-- Data lines start --

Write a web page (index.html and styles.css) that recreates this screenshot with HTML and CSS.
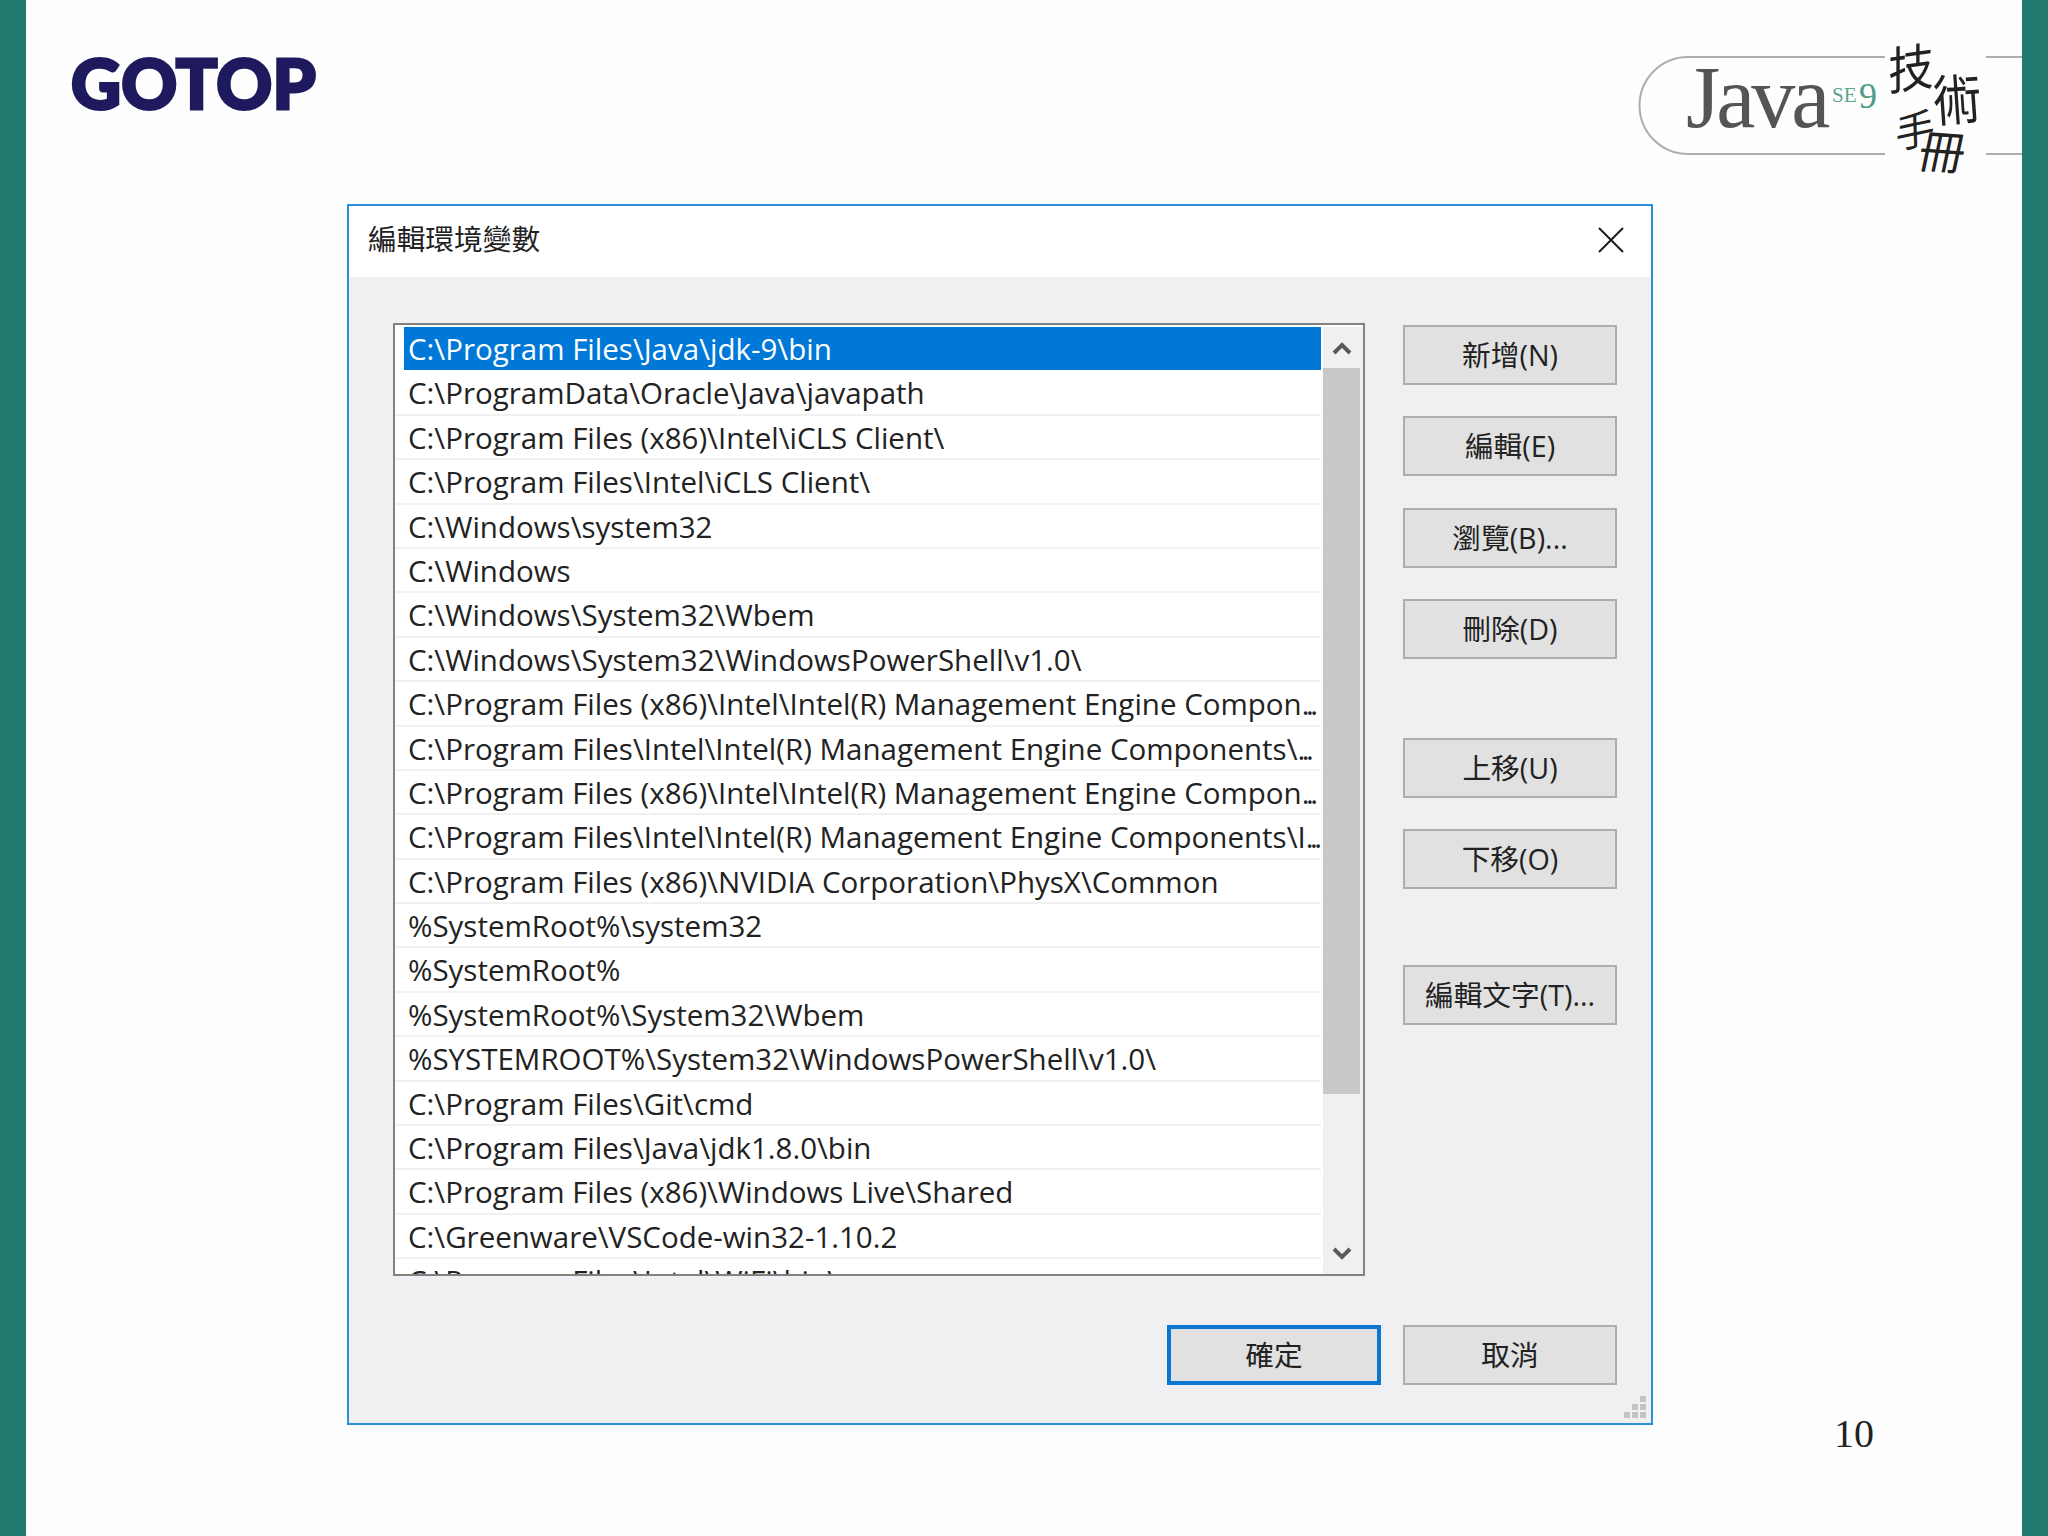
FILE: index.html
```html
<!DOCTYPE html>
<html lang="zh-Hant">
<head>
<meta charset="utf-8">
<title>編輯環境變數</title>
<link rel="stylesheet" href="styles.css">
</head>
<body>
<div class="slide">
  <div class="bar"></div>
  <div class="content">
    <header class="header">
      <div class="gotop">GOTOP</div>
      <div class="java-logo">
        <svg class="pill" width="384" height="100" viewBox="0 0 384 100" aria-hidden="true">
          <path d="M247 1H50A48.500 48.500 0 0 0 50 98H247M348 1H384M348 98H384" fill="none" stroke="#adadad" stroke-width="2"/>
        </svg>
        <span class="java-word">Java</span>
        <span class="java-se">SE</span>
        <span class="java-nine">9</span>
        <span class="hand hand-1">技</span>
        <span class="hand hand-2">術</span>
        <span class="hand hand-3">手</span>
        <span class="hand hand-4">冊</span>
      </div>
    </header>
    <main class="stage">
      <section class="dialog">
        <div class="titlebar">
          <span class="title">編輯環境變數</span>
          <svg class="close" width="26" height="26" viewBox="0 0 26 26" aria-hidden="true">
            <path d="M1 1L25 25M25 1L1 25" stroke="#1a1a1a" stroke-width="2" fill="none"/>
          </svg>
        </div>
        <div class="dialog-body">
          <div class="main-row">
            <div class="listbox">
              <div class="rows">
                <div class="row selected">C:\Program Files\Java\jdk-9\bin</div>
                <div class="row">C:\ProgramData\Oracle\Java\javapath</div>
                <div class="row">C:\Program Files (x86)\Intel\iCLS Client\</div>
                <div class="row">C:\Program Files\Intel\iCLS Client\</div>
                <div class="row">C:\Windows\system32</div>
                <div class="row">C:\Windows</div>
                <div class="row">C:\Windows\System32\Wbem</div>
                <div class="row">C:\Windows\System32\WindowsPowerShell\v1.0\</div>
                <div class="row">C:\Program Files (x86)\Intel\Intel(R) Management Engine Compon<span class="dots">...</span></div>
                <div class="row">C:\Program Files\Intel\Intel(R) Management Engine Components\<span class="dots">...</span></div>
                <div class="row">C:\Program Files (x86)\Intel\Intel(R) Management Engine Compon<span class="dots">...</span></div>
                <div class="row">C:\Program Files\Intel\Intel(R) Management Engine Components\I<span class="dots">...</span></div>
                <div class="row">C:\Program Files (x86)\NVIDIA Corporation\PhysX\Common</div>
                <div class="row">%SystemRoot%\system32</div>
                <div class="row">%SystemRoot%</div>
                <div class="row">%SystemRoot%\System32\Wbem</div>
                <div class="row">%SYSTEMROOT%\System32\WindowsPowerShell\v1.0\</div>
                <div class="row">C:\Program Files\Git\cmd</div>
                <div class="row">C:\Program Files\Java\jdk1.8.0\bin</div>
                <div class="row">C:\Program Files (x86)\Windows Live\Shared</div>
                <div class="row">C:\Greenware\VSCode-win32-1.10.2</div>
                <div class="row">C:\Program Files\Intel\WiFi\bin\</div>
              </div>
              <div class="scrollbar">
                <div class="arrow">
                  <svg width="20" height="14" viewBox="0 0 20 14" aria-hidden="true"><path d="M2 12L10 4L18 12" fill="none" stroke="#5a5a5a" stroke-width="4"/></svg>
                </div>
                <div class="thumb"></div>
                <div class="track"></div>
                <div class="arrow">
                  <svg width="20" height="14" viewBox="0 0 20 14" aria-hidden="true"><path d="M2 2L10 10L18 2" fill="none" stroke="#5a5a5a" stroke-width="4"/></svg>
                </div>
              </div>
            </div>
            <div class="actions">
              <button class="btn">新增(N)</button>
              <button class="btn">編輯(E)</button>
              <button class="btn">瀏覽(B)...</button>
              <button class="btn">刪除(D)</button>
              <button class="btn group-start">上移(U)</button>
              <button class="btn">下移(O)</button>
              <button class="btn group-start-2">編輯文字(T)...</button>
            </div>
          </div>
          <div class="footer">
            <button class="btn default">確定</button>
            <button class="btn">取消</button>
          </div>
          <svg class="grip" width="22" height="22" viewBox="0 0 22 22" aria-hidden="true">
            <path d="M16 0h6v6h-6zM8 8h6v6H8zM16 8h6v6h-6zM0 16h6v6H0zM8 16h6v6H8zM16 16h6v6h-6z" fill="#c4c4c4"/>
          </svg>
        </div>
      </section>
    </main>
    <div class="page-number">10</div>
  </div>
  <div class="bar"></div>
</div>
</body>
</html>
```

FILE: styles.css
```css
* { box-sizing: border-box; }
html, body { margin: 0; padding: 0; background: #fff; }
.slide { display: flex; width: 2048px; height: 1536px; overflow: hidden; background: #fefefe; }
.bar { width: 26px; flex: none; background: #217a6d; }
.content { flex: 1; display: flex; flex-direction: column; min-width: 0; }

.header { height: 204px; flex: none; display: flex; justify-content: space-between; align-items: flex-start; padding-left: 45px; }
.gotop { margin-top: 41px; font: 900 69px/84px Lato, sans-serif; color: #1f1a5e; -webkit-text-stroke: 3px #1f1a5e; letter-spacing: 0.2px; }
.java-logo { position: relative; width: 384px; height: 204px; font-family: "Liberation Serif", serif; }
.pill { position: absolute; left: 0; top: 56px; }
.java-word { position: absolute; left: 48px; top: 48px; font-size: 88px; line-height: 100px; color: #555; letter-spacing: -4px; }
.java-se { position: absolute; left: 194px; top: 83px; font-size: 21px; line-height: 24px; color: #5fa68f; }
.java-nine { position: absolute; left: 221px; top: 78px; font-size: 36px; line-height: 36px; color: #4d9c84; }
.hand { position: absolute; font-family: "Noto Sans CJK TC", sans-serif; font-weight: 400; color: #222; line-height: 1; }
.hand-1 { left: 250px; top: 42px; font-size: 46px; transform: rotate(-8deg) skewX(-8deg) scaleY(1.1); }
.hand-2 { left: 295px; top: 72px; font-size: 48px; transform: rotate(-4deg) scaleY(1.15); }
.hand-3 { left: 257px; top: 108px; font-size: 40px; transform: rotate(-12deg) skewX(-10deg); }
.hand-4 { left: 282px; top: 126px; font-size: 46px; transform: rotate(4deg) skewX(-8deg); }

.stage { flex: none; padding-left: 321px; }
.dialog { width: 1306px; height: 1221px; display: flex; flex-direction: column; border: 2px solid #2a8fd8; background: #f0f0f2; font-family: "Open Sans", "Noto Sans CJK TC", sans-serif; color: #222; }
.titlebar { height: 71px; flex: none; display: flex; align-items: center; justify-content: space-between; padding: 0 27px 4px 19px; background: #fff; }
.title { margin-bottom: 4px; font: 28.7px/40px "Noto Sans CJK TC", sans-serif; color: #222; }
.dialog-body { flex: 1; position: relative; display: flex; flex-direction: column; padding: 46px 34px 0 44px; }
.main-row { display: flex; gap: 38px; align-items: flex-start; }

.listbox { width: 972px; height: 953px; flex: none; display: flex; border: 2px solid #828282; background: #fff; overflow: hidden; }
.rows { width: 926px; flex: none; padding-top: 2px; overflow: hidden; }
.row { height: 44.4px; line-height: 43px; padding-left: 13px; font-size: 29.5px; white-space: nowrap; overflow: hidden; border-bottom: 2px solid #f1f1f1; color: #222; }
.row.selected { margin-left: 9px; padding-left: 4px; background: #0078d7; color: #fff; height: 43px; margin-bottom: 1.4px; border-bottom: 0; }
.dots { letter-spacing: -3.5px; }
.scrollbar { width: 40px; flex: none; margin-left: 2px; padding-right: 3px; display: flex; flex-direction: column; background: #f0f0f0; margin-top: 2px; }
.arrow { height: 41px; flex: none; display: flex; align-items: center; justify-content: center; }
.thumb { height: 726px; flex: none; background: #c8c8c8; }
.track { flex: 1; }

.actions { width: 214px; flex: none; display: flex; flex-direction: column; gap: 31.4px; padding-top: 2px; }
.btn { display: flex; align-items: center; justify-content: center; width: 214px; height: 60px; padding: 0; border: 2px solid #adadad; background: #e1e1e1; font: 28.7px/40px "Open Sans", "Noto Sans CJK TC", sans-serif; color: #222; }
.group-start { margin-top: 47px; }
.group-start-2 { margin-top: 45px; }
.footer { display: flex; justify-content: flex-end; gap: 22px; margin-top: 49px; }
.btn.default { border: 4px solid #0a78d0; }
.grip { position: absolute; right: 5px; bottom: 5px; }

.page-number { margin-top: -14px; padding-right: 148px; text-align: right; font: 40px/46px "Liberation Serif", serif; color: #222; }
```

-- Data lines end --

Problem to solve => Every line that holds the string "styles" should be returned.

Final result =>
Write a web page (index.html and styles.css) that recreates this screenshot with HTML and CSS.
<link rel="stylesheet" href="styles.css">
FILE: styles.css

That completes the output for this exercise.